Go ahead and sub other brands or even local artisanal buns. But avoid huge buns. We’re focusing on the meat and the splatter here, after all. And our meat is only four ounces. We don’t want to overwhelm it.
Avoid any strong bun flavors. Again, it’s the meat. If I wanted to eat an olive boule, I will, with oil and vinegar and pepperoncinis on it. But get away from my hamburger with that stuff. If I want a croissant, as I often do, I want it with cultured butter and Bonne Maman raspberry preserves. But not surrounding my hamburger. What’s wrong with people?
Toast the bun if you like. I always did but I’ve stopped. I want the bun raw, like the burger joints served when I was a kid in those innocent, black and white days.
Butter the bun. (Yes. More fat. Give up the diet thinking. This is sex, not a spa retreat. I mean, consider this analogy. “Oh, no, honey. No more lube for me. After all, I have my blood pressure to consider and I have that report due tomorrow and what about the sheets?”) Butter the damned bun. Have oatmeal for breakfast tomorrow. And a Lipitor. Get over it.
After that, you’re on your own, and I respect all after-market additives and splatters: goat cheese, prosciutto, avocado, tapenade, all manner of green leaves, Sriracha, Hatch green chilies, caviar, kippers, raw octopus, kim chee, fried oysters, lox, sprouts, papaya, whatever the hell. Go crazy. Capers, big flakes of Himalayan salt, cucumber slices, every possible kind of onion, tomato and pepper. Hell. Put boogers on it if you cotton to booger burgers. (Even the way some folks say it it sounds like “hambooger”. To each her own.)
I keep it simple with organic mayonnaise, jalapenos, Cholula, grilled red onion and spinach leaves.
Chili is another topic. I admit to not having perfected this and to being hopelessly loyal to Pink’s and Tommy’s chili in LA. (And for clarity, the original Tommy’s at Beverly and Rampart.) If I cannot make this topping such that it causes severe lower GI distress, then I’ll leave it to the masters.
After you add your preferred splatters and other toppings cut the finished thing in half before eating.
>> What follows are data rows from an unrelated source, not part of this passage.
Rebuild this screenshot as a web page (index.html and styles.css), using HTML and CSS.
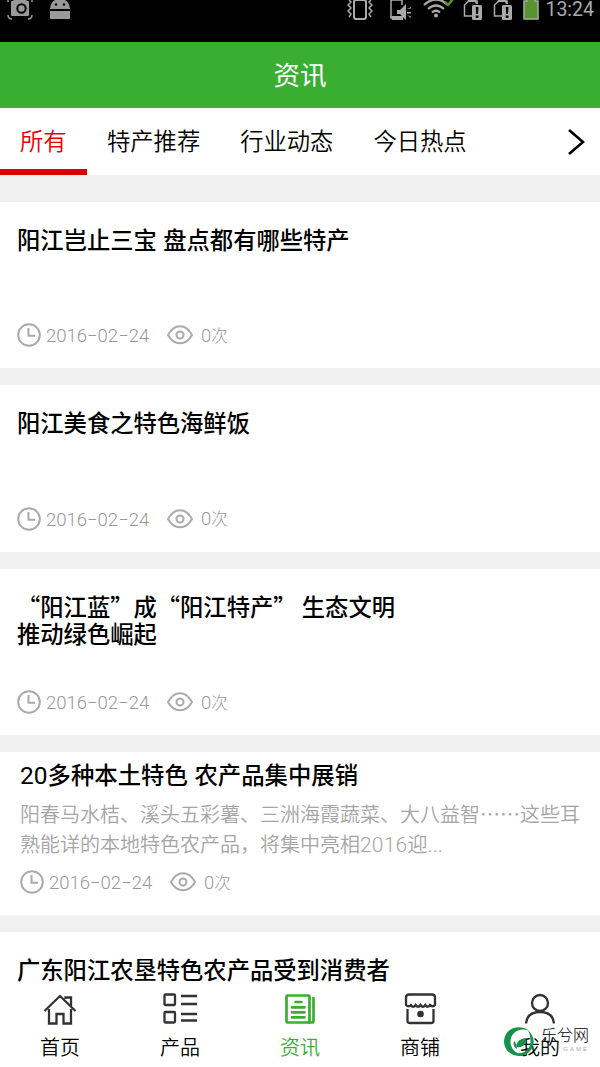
FILE: index.html
```
<!DOCTYPE html>
<html lang="zh-CN">
<head>
    <meta charset="UTF-8">
    <meta name="viewport" content="width=device-width, initial-scale=1.0">
    <title>资讯</title>
    <link rel="stylesheet" href="styles.css">
</head>
<body>
    <svg class="symbols">
        <symbol id="clock" viewBox="0 0 24 24">
            <circle cx="12" cy="12" r="10.8"/>
            <path d="M11.500 5v7.700H18"/>
        </symbol>
        <symbol id="eye" viewBox="0 0 26 20">
            <path d="M1 10C4 4.500 8.500 1.300 13 1.300S22 4.500 25 10C22 15.500 17.500 18.300 13 18.300S4 15.500 1 10z"/>
            <circle cx="13" cy="10" r="3.500"/>
        </symbol>
        <symbol id="sim" viewBox="0 0 20 22">
            <path d="M14 4V1H6L1.500 5v11H9" fill="none" stroke="#aaa" stroke-width="1.500"/>
            <path d="M5 0h8l2 4h-2l-1-2H4z"/>
            <rect x="9" y="5" width="10" height="15" rx="1.500"/>
            <path d="M12.700 7h2.800l-.5 7h-1.800zM12.700 15.500h2.800V18h-2.800z" fill="#000"/>
        </symbol>
    </svg>

    <div class="status-bar">
        <div class="status-left">
            <svg width="26" height="22" viewBox="0 0 26 22">
                <path d="M6 1l2-3h10l2 3h1q1 0 1 1v13q0 1-1 1H5q-1 0-1-1V2q0-1 1-1z"/>
                <circle cx="14.500" cy="8.500" r="4.200" fill="none" stroke="#000" stroke-width="2"/>
                <path d="M1 15q0 4 4 4M21 19q4 0 4-4M1 2V0M25 2V0" fill="none" stroke="#999" stroke-width="1.500"/>
            </svg>
            <svg width="20" height="22" viewBox="0 0 20 22">
                <path d="M0 9Q1-1 10-1T20 9zM0 11h20v8H0z"/>
                <circle cx="6" cy="4.500" r="1.200" fill="#000"/>
                <circle cx="14" cy="4.500" r="1.200" fill="#000"/>
            </svg>
        </div>
        <div class="status-right">
            <svg width="26" height="22" viewBox="0 0 26 22">
                <rect x="7" y="0" width="12" height="19" rx="2" fill="none" stroke="#aaa" stroke-width="2"/>
                <path d="M2 0l2 2-3 3 3 3-3 3 3 3-2 3M24 0l-2 2 3 3-3 3 3 3-3 3 2 3" fill="none" stroke="#aaa" stroke-width="1.500"/>
            </svg>
            <svg class="mute" width="22" height="22" viewBox="0 0 22 22">
                <path d="M12 5V0H1v18h10" fill="none" stroke="#aaa" stroke-width="1.500"/>
                <path d="M1 16h12v4H2zM7 10h3l6-6v16l-6-6H7zM17 9l4-2v1.500zM17 12h4v1.500h-4zM17 15l4 1.500V18z"/>
            </svg>
            <svg class="wifi" width="32" height="22" viewBox="0 0 32 22">
                <path d="M1 5Q13-6 25 5M5 9q8-7 16 0M9 12.500q4-3.500 8 0" fill="none" stroke="#aaa" stroke-width="2.200"/>
                <circle cx="13" cy="15.500" r="2"/>
                <path d="M22 2l3 3 5-6" fill="none" stroke="#57932e" stroke-width="2.500"/>
            </svg>
            <svg class="sim" width="20" height="22"><use href="#sim"/></svg>
            <svg class="sim" width="20" height="22"><use href="#sim"/></svg>
            <svg class="battery" width="16" height="22" viewBox="0 0 16 22">
                <path d="M1 19V1h3v-3h8v3h3v18z" fill="#57932e" stroke="#aaa" stroke-width="1.500"/>
            </svg>
            <span>13:24</span>
        </div>
    </div>

    <div class="header">资讯</div>

    <div class="tabs">
        <a class="tab active">所有</a>
        <a class="tab">特产推荐</a>
        <a class="tab">行业动态</a>
        <a class="tab">今日热点</a>
        <svg class="more" width="20" height="28" viewBox="0 0 20 28">
            <path d="M2 2l14 12L2 26"/>
        </svg>
    </div>

    <div class="news-list">
        <div class="news">
            <h3>阳江岂止三宝 盘点都有哪些特产</h3>
            <div class="meta">
                <svg class="clock"><use href="#clock"/></svg><span class="date">2016−02−24</span>
                <svg class="eye"><use href="#eye"/></svg><span>0<small>次</small></span>
            </div>
        </div>
        <div class="news">
            <h3>阳江美食之特色海鲜饭</h3>
            <div class="meta">
                <svg class="clock"><use href="#clock"/></svg><span class="date">2016−02−24</span>
                <svg class="eye"><use href="#eye"/></svg><span>0<small>次</small></span>
            </div>
        </div>
        <div class="news quoted">
            <h3>“阳江蓝”成“阳江特产” 生态文明<br>推动绿色崛起</h3>
            <div class="meta">
                <svg class="clock"><use href="#clock"/></svg><span class="date">2016−02−24</span>
                <svg class="eye"><use href="#eye"/></svg><span>0<small>次</small></span>
            </div>
        </div>
        <div class="news with-desc">
            <h3><span class="num">20</span>多种本土特色 农产品集中展销</h3>
            <p>阳春马水桔、溪头五彩薯、三洲海霞蔬菜、大八益智<span class="dots">……</span>这些耳<br>熟能详的本地特色农产品，将集中亮相<span class="year">2016</span>迎<span class="year">...</span></p>
            <div class="meta">
                <svg class="clock"><use href="#clock"/></svg><span class="date">2016−02−24</span>
                <svg class="eye"><use href="#eye"/></svg><span>0<small>次</small></span>
            </div>
        </div>
        <div class="news last">
            <h3>广东阳江农垦特色农产品受到消费者</h3>
        </div>
    </div>

    <div class="nav">
        <a class="nav-item">
            <svg viewBox="0 0 36 34">
                <path d="M2.500 18L18 3l15.500 15M7 16v14.500h7.500V21h7v9.500H29V16M23.500 6V4.500H29V13"/>
            </svg>
            <span>首页</span>
        </a>
        <a class="nav-item">
            <svg viewBox="0 0 36 34">
                <rect x="2.500" y="1.500" width="10.500" height="10.500" rx="1"/>
                <rect x="2.500" y="19" width="10.500" height="10.500" rx="1"/>
                <path d="M19 3h16M19 11h16M19 21h16M19 27.500h16"/>
            </svg>
            <span>产品</span>
        </a>
        <a class="nav-item active">
            <svg viewBox="0 0 36 34">
                <rect x="4.500" y="2.500" width="23" height="27" rx="1"/>
                <path d="M27 29.500h3q1.500 0 1.500-1.500V5"/>
                <path d="M13.500 9h6M10 14.300h12.500M10 19.300h12.500M10 24.300h12.500"/>
            </svg>
            <span>资讯</span>
        </a>
        <a class="nav-item">
            <svg viewBox="0 0 36 34">
                <path d="M4 12V4.500Q4 1.500 7 1.500h23q3 0 3 3V12q-2 2.500-5 0-2 3.500-4.700 0-2.500 3.500-4.800 0-2.300 3.500-4.800 0-2.500 3.500-4.800 0-2.500 2.500-4.900 0zM5.500 16v12q0 2 2.500 2h21q2.500 0 2.500-2V16"/>
                <circle class="dot" cx="18.500" cy="21" r="2.200"/>
            </svg>
            <span>商铺</span>
        </a>
        <a class="nav-item">
            <svg viewBox="0 0 36 34">
                <circle cx="18" cy="10" r="8"/>
                <path d="M4 30.500Q5 19 18 19T32 30.500"/>
            </svg>
            <span>我的</span>
        </a>
        <div class="watermark">
            <svg width="31" height="32" viewBox="0 0 31 32">
                <path d="M25 4.500C16-2 1 1 0 15c0 10 9 17 19 14.500C11 27 6 22 6.500 15 7 6 16 1 25 4.500z"/>
                <path d="M24 4c8 7 7 18 0 23-5 3.500-10 2.500-12 0 8 1 14-3 14.500-11 0-4-.5-8-2.500-12z"/>
                <path d="M22 12c-7 1-10 4-9 9 6 1 9-3 9-9zM10 15c-1 4 0 6 3 8 0-4-1-6-3-8z"/>
            </svg>
            <div class="watermark-text"><b>乐兮网</b><i>GAME</i></div>
        </div>
    </div>
</body>
</html>
```
FILE: styles.css
```
* {
    box-sizing: border-box;
}
body {
    margin: 0;
    width: 600px;
    height: 1067px;
    overflow: hidden;
    display: flex;
    flex-direction: column;
    background: #f0f0f0;
    font-family: "Liberation Sans", "Noto Sans CJK SC", sans-serif;
    color: #000;
}
svg {
    display: block;
    flex-shrink: 0;
}
.symbols {
    display: none;
}
.status-bar {
    height: 42px;
    flex-shrink: 0;
    background: #000;
    display: flex;
    justify-content: space-between;
    align-items: flex-start;
    padding: 0 6px 0 7px;
    fill: #aaa;
}
.status-left {
    display: flex;
    gap: 17px;
    fill: #999;
}
.status-right {
    display: flex;
    color: #aaa;
    font-family: Roboto, sans-serif;
    font-size: 19.500px;
    line-height: 20px;
}
.status-right .mute {
    margin-left: 17px;
}
.status-right .wifi {
    margin-left: 11px;
}
.status-right .sim {
    margin-left: 10px;
}
.status-right .wifi + .sim {
    margin-left: 8px;
}
.status-right .battery {
    margin: 0 6px 0 10px;
}
.header {
    height: 66px;
    flex-shrink: 0;
    background: #3aae31;
    color: #fff;
    font-size: 26.500px;
    line-height: 68px;
    text-align: center;
}
.tabs {
    height: 67px;
    flex-shrink: 0;
    margin-bottom: 27px;
    background: #fff;
    display: flex;
    font-size: 23.300px;
    font-weight: 350;
    line-height: 69px;
}
.tab {
    padding: 0 20px;
}
.tab.active {
    width: 87px;
    color: #e60000;
    border-bottom: 6px solid #d90000;
}
.more {
    margin: 20px 13px 0 auto;
    fill: none;
    stroke: #000;
    stroke-width: 2.600;
}
.news-list {
    display: flex;
    flex-direction: column;
    gap: 17px;
}
.news {
    height: 166.400px;
    flex-shrink: 0;
    padding: 26px 17px 20px;
    background: #fff;
    display: flex;
    flex-direction: column;
    justify-content: space-between;
}
.news h3 {
    margin: 0;
    font-size: 23.300px;
    font-weight: 500;
    line-height: 27px;
    white-space: nowrap;
}
.news.quoted {
    padding-top: 24px;
}
/* CJK font first, so the quotes are full width */
.news.quoted h3 {
    font-family: "Noto Sans CJK SC", sans-serif;
}
.news p {
    margin: 0;
    color: #a5a5a5;
    font-size: 20px;
    font-weight: 350;
    line-height: 30px;
    white-space: nowrap;
}
.dots {
    font-family: "Noto Sans CJK SC", sans-serif;
}
.year {
    font-family: Roboto, sans-serif;
    font-weight: 300;
    font-size: 21px;
    line-height: 20px;
    letter-spacing: 0.200px;
}
.news.with-desc {
    height: 163px;
    padding: 11px 20px 20px;
}
.news.with-desc h3 {
    font-size: 23.400px;
}
.num {
    font-family: Roboto, sans-serif;
    font-weight: 400;
    font-size: 24.500px;
    line-height: 20px;
}
.news.last {
    height: 140px;
}
.meta {
    display: flex;
    align-items: center;
    height: 26px;
    color: #999;
    font-family: Roboto, "Noto Sans CJK SC", sans-serif;
    font-size: 18.500px;
    font-weight: 300;
    line-height: 26px;
}
.meta span {
    padding-top: 2px;
}
.meta small {
    font-size: 16.500px;
}
.meta svg {
    fill: none;
    stroke: #aaa;
    stroke-width: 2;
}
.clock {
    width: 24px;
    height: 24px;
    margin-right: 5px;
}
.date {
    width: 103px;
    white-space: nowrap;
}
.eye {
    width: 26px;
    height: 20px;
    margin: 0 8px 0 18px;
}
.nav {
    position: absolute;
    left: 0;
    top: 986px;
    width: 600px;
    height: 81px;
    background: #fff;
    display: flex;
}
.nav-item {
    width: 120px;
    padding-top: 7px;
    display: flex;
    flex-direction: column;
    align-items: center;
    font-size: 20px;
    font-weight: 350;
    line-height: 42px;
}
.nav-item svg {
    width: 36px;
    height: 34px;
    fill: none;
    stroke: #333;
    stroke-width: 2.300;
}
.nav-item .dot {
    fill: #333;
}
.nav-item.active {
    color: #3aae31;
}
.nav-item.active svg {
    stroke: #3aae31;
    stroke-width: 2.700;
    stroke-linecap: round;
}
.watermark {
    position: absolute;
    left: 504px;
    top: 40px;
    display: flex;
    gap: 6px;
    fill: #14914a;
}
.watermark-text {
    display: flex;
    flex-direction: column;
    font-size: 16px;
    line-height: 19px;
}
.watermark-text b {
    font-weight: 300;
}
.watermark-text i {
    color: #aaa;
    font-size: 6px;
    font-style: normal;
    letter-spacing: 2px;
    line-height: 8px;
    text-align: right;
}
```
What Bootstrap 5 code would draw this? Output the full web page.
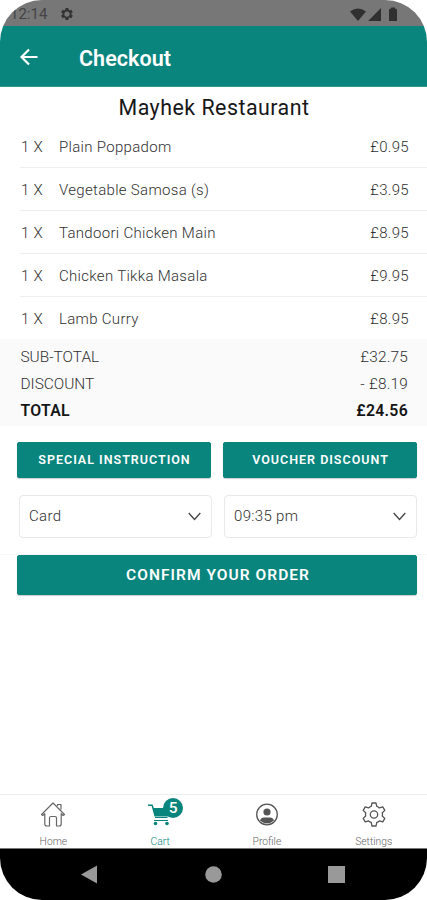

That way you get to the innards twice, right?
Gown up. This is gonna be messy.
Do not have fries with your burger. They are decidedly not good for you, what with all that salt and fat. We have our health to consider, after all.
Tom Jennings says
As always you have contributed to my enjoyment of life and all that makes it good! BTW, I fully concur on the popcorn stance!
I am 100% with you on the popcorn. And it seems we are now having burgers for dinner. Not from the gal, but from the cousin that raises beef!
Going shopping for the makings now. Thanks making me drool. Loved the overly cooked Altamont reference
Theresa Long says
LOL! Love your posts! Ex-vegetarian here but have not had red meat yet. I think it is time Cous! Thanks for making smile! Theresa
Deborah Liv says
Love this, Geoff! One day, hopefully in the near future, I’ll follow your instructions and do the hamburger gig, followed by two fingers of whiskey and a toast to your fine writing. Always a pleasure to read your compositions. Give a smooch to Sandy from me.